Dava; nakliyat sigorta poliçesi ile teminat altına alınan emtiaların deniz taşıması esnasında hasarlanması nedeniyle , davacı sigortalısına ödenen hasar tazminatının rücuen tahsili talebi ile başlatılan icra takibine yapılan itirazın iptaline ilişkin itirazın iptali davası olup; uyuşmazlığın, tarafların husumet ehliyetlerine haiz olup olmadıkları hasarın deniz taşıması esnasında meydana gelip gelmediği , hasar nedeniyle davalının kusur ve sorumluluğunun bulunup bulunmadığı, davalıya usulüne uygun hasar ihbarının yapılıp yapılmadığı, hasar nedeniyle ödenen tazminatın kadrimaruf olup olmadığı hususularında toplandığı anlaşılmıştır.
… İcra Müdürlüğünün …/… Esas sayılı dosyası incelendiğinde; Alacaklı … A.Ş. tarafından borçlu … … ve Taş. Tic. Ltd. Şti. aleyhine 09/05/2019 tarihinde toplam 8.593,74.EURO(59.854,54.TL)’nin tahsili için ilamsız icra takibi yapılmış olduğu, borçluya ödeme emrinin 14/05/2019 tarihinde tebliğ edildiği, borçlu vekilinin 17/05/2019 tarihli itirazı ile takibin durduğu, iş bu davanın 27/06/2019 tarihinde İİK md 67 uyarınca 1 yıllık hak düşürücü süre içerisinde açıldığı anlaşılmıştır.

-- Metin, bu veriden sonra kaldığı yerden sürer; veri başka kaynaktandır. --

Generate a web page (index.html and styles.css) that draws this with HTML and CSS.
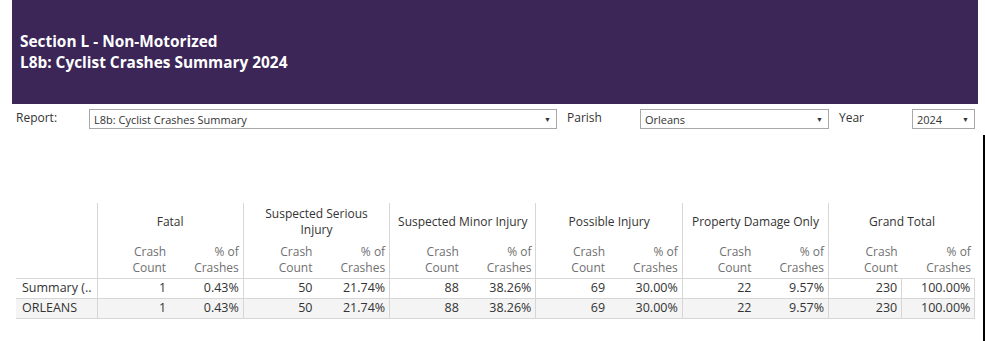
FILE: index.html
```html
<!DOCTYPE html>
<html lang="en">
<head>
<meta charset="utf-8">
<title>L8b: Cyclist Crashes Summary 2024</title>
<link rel="stylesheet" href="styles.css">
</head>
<body>
<header class="banner">
  <h1 class="banner-title">Section L - Non-Motorized<br>L8b: Cyclist Crashes Summary 2024</h1>
</header>

<div class="filters">
  <label class="filter-label filter-label-report">Report:</label>
  <div class="dropdown dropdown-report"><span>L8b: Cyclist Crashes Summary</span><span class="caret">&#9660;</span></div>
  <label class="filter-label filter-label-parish">Parish</label>
  <div class="dropdown dropdown-parish"><span>Orleans</span><span class="caret">&#9660;</span></div>
  <label class="filter-label filter-label-year">Year</label>
  <div class="dropdown dropdown-year"><span>2024</span><span class="caret">&#9660;</span></div>
</div>

<section class="sheet">
  <div class="sheet-body">
    <table class="crosstab">
      <colgroup>
        <col class="col-row-head">
        <col><col><col><col><col><col><col><col><col><col><col><col>
      </colgroup>
      <thead>
        <tr class="group-row">
          <th class="corner" rowspan="2"></th>
          <th class="group" colspan="2">Fatal</th>
          <th class="group" colspan="2">Suspected Serious<br>Injury</th>
          <th class="group" colspan="2">Suspected Minor Injury</th>
          <th class="group" colspan="2">Possible Injury</th>
          <th class="group" colspan="2">Property Damage Only</th>
          <th class="group" colspan="2">Grand Total</th>
        </tr>
        <tr class="measure-row">
          <th class="measure first">Crash<br>Count</th><th class="measure">% of<br>Crashes</th>
          <th class="measure first">Crash<br>Count</th><th class="measure">% of<br>Crashes</th>
          <th class="measure first">Crash<br>Count</th><th class="measure">% of<br>Crashes</th>
          <th class="measure first">Crash<br>Count</th><th class="measure">% of<br>Crashes</th>
          <th class="measure first">Crash<br>Count</th><th class="measure">% of<br>Crashes</th>
          <th class="measure first">Crash<br>Count</th><th class="measure">% of<br>Crashes</th>
        </tr>
      </thead>
      <tbody>
        <tr>
          <th class="row-head">Summary (..</th>
          <td class="first">1</td><td>0.43%</td>
          <td class="first">50</td><td>21.74%</td>
          <td class="first">88</td><td>38.26%</td>
          <td class="first">69</td><td>30.00%</td>
          <td class="first">22</td><td>9.57%</td>
          <td class="first">230</td><td class="total-pct">100.00%</td>
        </tr>
        <tr class="alt">
          <th class="row-head">ORLEANS</th>
          <td class="first">1</td><td>0.43%</td>
          <td class="first">50</td><td>21.74%</td>
          <td class="first">88</td><td>38.26%</td>
          <td class="first">69</td><td>30.00%</td>
          <td class="first">22</td><td>9.57%</td>
          <td class="first">230</td><td class="total-pct">100.00%</td>
        </tr>
      </tbody>
    </table>
  </div>
  <div class="sheet-edge"></div>
</section>
</body>
</html>
```

FILE: styles.css
```css
* {
  box-sizing: border-box;
}

html, body {
  margin: 0;
  padding: 0;
  background: #ffffff;
}

body {
  width: 985px;
  height: 341px;
  overflow: hidden;
  font-family: "Open Sans", "Noto Sans", "Liberation Sans", sans-serif;
  color: #333333;
}

/* Purple title banner */
.banner {
  margin-left: 12px;
  width: 966px;
  height: 104px;
  background: #3b2657;
  padding: 31px 0 0 8px;
}

.banner-title {
  margin: 0;
  color: #ffffff;
  font-size: 15.4px;
  font-weight: 700;
  line-height: 21px;
  letter-spacing: 0;
}

/* Filter controls row */
.filters {
  display: flex;
  align-items: center;
  height: 20px;
  margin-top: 5px;
  padding-left: 16px;
}

.filter-label {
  font-size: 12px;
  color: #333333;
  line-height: 20px;
  position: relative;
  top: -1px;
}

.filter-label-report {
  width: 73px;
}

.filter-label-parish {
  width: 73px;
  margin-left: 10px;
}

.filter-label-year {
  width: 73px;
  margin-left: 10px;
}

.dropdown {
  display: flex;
  align-items: center;
  justify-content: space-between;
  height: 20px;
  border: 1px solid #a8a8a8;
  background: #ffffff;
  padding: 0 5px 0 4px;
  font-size: 11px;
  color: #333333;
}

.dropdown-report {
  width: 468px;
}

.dropdown-parish {
  width: 189px;
}

.dropdown-year {
  width: 63px;
}

.caret {
  font-size: 7px;
  color: #333333;
}

/* Worksheet area with its right-hand frame */
.sheet {
  display: flex;
  margin-top: 6px;
  height: 206px;
}

.sheet-body {
  width: 983px;
  padding: 68px 0 0 16px;
}

.sheet-edge {
  width: 2px;
  background: #000000;
}

/* Crosstab */
.crosstab {
  border-collapse: collapse;
  table-layout: fixed;
  width: 959px;
  font-size: 12px;
}

.crosstab col {
  width: 73.17px;
}

.crosstab col.col-row-head {
  width: 81px;
}

.crosstab th,
.crosstab td {
  padding: 0;
  font-weight: 400;
}

.corner {
  border-right: 1px solid #d6d6d6;
}

.group-row th.group {
  height: 37px;
  text-align: center;
  vertical-align: middle;
  color: #333333;
  line-height: 16px;
  font-size: 12px;
  border-left: 1px solid #d6d6d6;
  padding-top: 1px;
}

.measure-row th.measure {
  height: 38px;
  text-align: right;
  vertical-align: middle;
  color: #707070;
  line-height: 16px;
  padding-right: 4px;
  padding-top: 2px;
}

.measure-row th.first {
  border-left: 1px solid #d6d6d6;
}

.crosstab tbody tr {
  height: 20px;
}

.crosstab tbody th,
.crosstab tbody td {
  border-top: 1px solid #d6d6d6;
  border-bottom: 1px solid #d6d6d6;
  line-height: 18px;
  font-size: 12.5px;
}

.crosstab tbody td {
  text-align: right;
  padding-right: 4px;
}

.crosstab tbody td.first {
  border-left: 1px solid #d6d6d6;
}

.crosstab tbody td.total-pct {
  border-left: 1px solid #d6d6d6;
  border-right: 1px solid #d6d6d6;
}

.row-head {
  text-align: left;
  padding-left: 6px !important;
  color: #333333;
}

.crosstab tbody tr.alt th,
.crosstab tbody tr.alt td {
  background: #f4f4f4;
}
```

Mahkememizce resen seçilen bilirkişiler …, … ve … tarafından tanzim edilen 16/06/2020 tarihli raporda; Davacı sigortacının aktif husumet ehliyetine sahip bulunduğunu, davalının dava konusu taşıma bakımından taşıyan sıfatını dolayısıyla pasif husumet ehliyetini haiz olduğunu, eşya konteyner içerisinde taşıyana teslim edilmiş olduğundan konişmentonun harici duruma ilişkin oluşturduğu karinenin konteyner bakımından geçerli olduğunu, Konteynerin su sızdırdığına, diğer bir ifade ile elverişsiz olduğuna ilişkin herhangi bir delilin dosyada bulunmadığını, taşıyana süresinde hasar bildirimi yapıldığı ispatlanamadığından ve eşya üzerinde resmi inceleme yapılmadığından eşyanın konişmentoda yazıldığı gibi teslim edildiğinin ve bir hasar veya zıya söz konusu ise bunun taşıyanın sorumlu olmadığı bir sebepten kaynaklandığının kabul edilmesinin gerektiğini, bu karinelerin aksi ispatlanamadığından davalının zarardan sorumlu tutulamayacağını, uzman bilirkişinin görüşüne göre ekspertiz raporunda 8.593,74 EUR olarak hesaplanan zarar miktarının kadri maruf olduğunun görüş ve kanaatine varıldığı görülmüştür.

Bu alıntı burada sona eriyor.